Joelma Banda, acompanhada pela irmã, conta à DW que está na fase inicial do seu negócio e, por isso, opta por carregar sozinha o produto. Pagar a um carregador é um desperdício: o valor cobrado pode ser usado para investir no seu negócio ou comprar comida para casa. Quando o negócio aumentar, diz Joelma, já poderá contratar carregadores.
Foto: DW/B. Jequete
A alma do negócio
Abrãao Fazbem, de 18 anos, foi carregador. Mas não por muito tempo. Entrou na atividade com o intuito de ganhar dinheiro para começar o seu próprio negócio. "Fi-lo durante alguns meses. Quando consegui juntar um valor, deixei e parti para o mundo do negócio. Vendo sacos de plástico e temperos", conta o jovem. De manhã, trabalha no mercado, à tarde vai à escola.
Foto: DW/B. Jequete
De carregador para "tchoveiro"
Os "tchovas", carrinhos de mão de tração humana, mudaram a vida de alguns carregadores. Mas os velhos hábitos mantêm-se: quando a carga é pouca, os "tchoveiros" ainda usam a cabeça.
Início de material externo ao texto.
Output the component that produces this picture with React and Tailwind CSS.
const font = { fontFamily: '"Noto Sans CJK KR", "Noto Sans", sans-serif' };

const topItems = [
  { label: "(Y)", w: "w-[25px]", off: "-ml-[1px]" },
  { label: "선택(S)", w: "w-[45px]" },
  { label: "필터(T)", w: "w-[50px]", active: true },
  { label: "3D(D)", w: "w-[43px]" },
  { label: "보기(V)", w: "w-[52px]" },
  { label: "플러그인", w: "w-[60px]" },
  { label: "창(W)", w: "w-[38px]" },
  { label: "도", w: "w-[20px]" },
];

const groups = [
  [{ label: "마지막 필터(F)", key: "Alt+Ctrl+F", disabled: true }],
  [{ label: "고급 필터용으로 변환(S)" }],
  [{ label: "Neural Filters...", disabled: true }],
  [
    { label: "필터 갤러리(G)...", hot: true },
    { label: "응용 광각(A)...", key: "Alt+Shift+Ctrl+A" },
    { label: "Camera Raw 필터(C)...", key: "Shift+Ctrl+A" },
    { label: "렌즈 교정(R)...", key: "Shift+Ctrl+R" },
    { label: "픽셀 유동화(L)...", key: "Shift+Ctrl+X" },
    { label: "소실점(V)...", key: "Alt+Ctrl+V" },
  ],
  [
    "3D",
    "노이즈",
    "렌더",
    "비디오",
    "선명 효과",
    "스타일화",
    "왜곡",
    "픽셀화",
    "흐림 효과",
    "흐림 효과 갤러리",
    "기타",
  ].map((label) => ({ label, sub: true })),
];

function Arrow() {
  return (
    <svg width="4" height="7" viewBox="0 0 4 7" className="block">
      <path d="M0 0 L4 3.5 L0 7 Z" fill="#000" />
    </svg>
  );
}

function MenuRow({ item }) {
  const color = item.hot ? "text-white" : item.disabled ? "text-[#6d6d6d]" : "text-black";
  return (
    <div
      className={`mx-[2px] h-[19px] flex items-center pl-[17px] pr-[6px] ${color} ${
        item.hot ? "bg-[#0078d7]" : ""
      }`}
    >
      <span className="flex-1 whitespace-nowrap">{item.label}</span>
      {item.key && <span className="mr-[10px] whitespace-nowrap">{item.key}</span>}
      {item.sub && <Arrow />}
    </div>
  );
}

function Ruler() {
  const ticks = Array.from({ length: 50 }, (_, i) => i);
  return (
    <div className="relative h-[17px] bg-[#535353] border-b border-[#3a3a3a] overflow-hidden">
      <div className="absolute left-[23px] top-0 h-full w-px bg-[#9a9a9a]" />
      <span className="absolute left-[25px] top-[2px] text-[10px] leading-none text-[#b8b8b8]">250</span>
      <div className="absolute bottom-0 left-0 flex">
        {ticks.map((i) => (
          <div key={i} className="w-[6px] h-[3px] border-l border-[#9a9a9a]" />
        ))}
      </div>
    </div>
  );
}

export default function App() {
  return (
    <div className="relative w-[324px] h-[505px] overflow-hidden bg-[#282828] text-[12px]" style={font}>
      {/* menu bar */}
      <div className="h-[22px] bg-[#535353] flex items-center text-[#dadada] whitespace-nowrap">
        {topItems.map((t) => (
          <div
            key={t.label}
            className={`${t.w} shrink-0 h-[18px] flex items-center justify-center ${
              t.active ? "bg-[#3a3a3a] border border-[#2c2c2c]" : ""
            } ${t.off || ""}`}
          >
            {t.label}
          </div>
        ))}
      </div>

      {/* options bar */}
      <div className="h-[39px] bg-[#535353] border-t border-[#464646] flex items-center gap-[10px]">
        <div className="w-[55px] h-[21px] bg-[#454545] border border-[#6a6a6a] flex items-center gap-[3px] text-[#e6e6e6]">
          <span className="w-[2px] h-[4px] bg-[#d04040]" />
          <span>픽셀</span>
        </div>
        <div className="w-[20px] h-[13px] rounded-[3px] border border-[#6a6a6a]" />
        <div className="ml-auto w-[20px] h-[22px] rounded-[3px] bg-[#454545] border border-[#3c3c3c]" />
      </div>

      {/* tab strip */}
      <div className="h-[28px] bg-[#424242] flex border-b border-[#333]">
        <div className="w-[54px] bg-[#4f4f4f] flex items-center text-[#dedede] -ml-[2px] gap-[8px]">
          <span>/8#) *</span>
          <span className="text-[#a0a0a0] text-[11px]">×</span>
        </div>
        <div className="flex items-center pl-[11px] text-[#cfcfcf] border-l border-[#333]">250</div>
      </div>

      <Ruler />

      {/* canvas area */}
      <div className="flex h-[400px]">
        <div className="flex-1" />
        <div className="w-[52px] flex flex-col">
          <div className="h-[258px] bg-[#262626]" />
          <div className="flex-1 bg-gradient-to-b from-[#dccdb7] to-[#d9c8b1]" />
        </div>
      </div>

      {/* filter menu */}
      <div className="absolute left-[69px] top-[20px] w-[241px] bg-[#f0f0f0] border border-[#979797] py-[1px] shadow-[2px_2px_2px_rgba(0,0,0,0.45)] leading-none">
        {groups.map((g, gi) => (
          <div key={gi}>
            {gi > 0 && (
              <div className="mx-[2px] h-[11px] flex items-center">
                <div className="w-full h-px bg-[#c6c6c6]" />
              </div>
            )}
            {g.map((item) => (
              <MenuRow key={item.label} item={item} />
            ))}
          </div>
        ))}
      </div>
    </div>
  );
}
Estes e outros veículos são competição direta para os carregadores. Em Manica, cidadãos com viatura própria aproveitam para passar no mercado a caminho do trabalho para carregarem produtos e ganharem um dinheiro extra.
Foto: DW/B. Jequete
As vantagens dos carrinhos de mão
Por vezes, a carga é muita e os carregadores recusam transportar a mercadoria. É aqui
que entram em ação os "tchovas" - um serviço mais caro, mas, ainda assim, mais barato do que alugar uma carrinha. Os carrinhos de mão são os mais solicitados pelos agentes económicos para fazer o transporte dos produtos do mercado grossista para as suas lojas.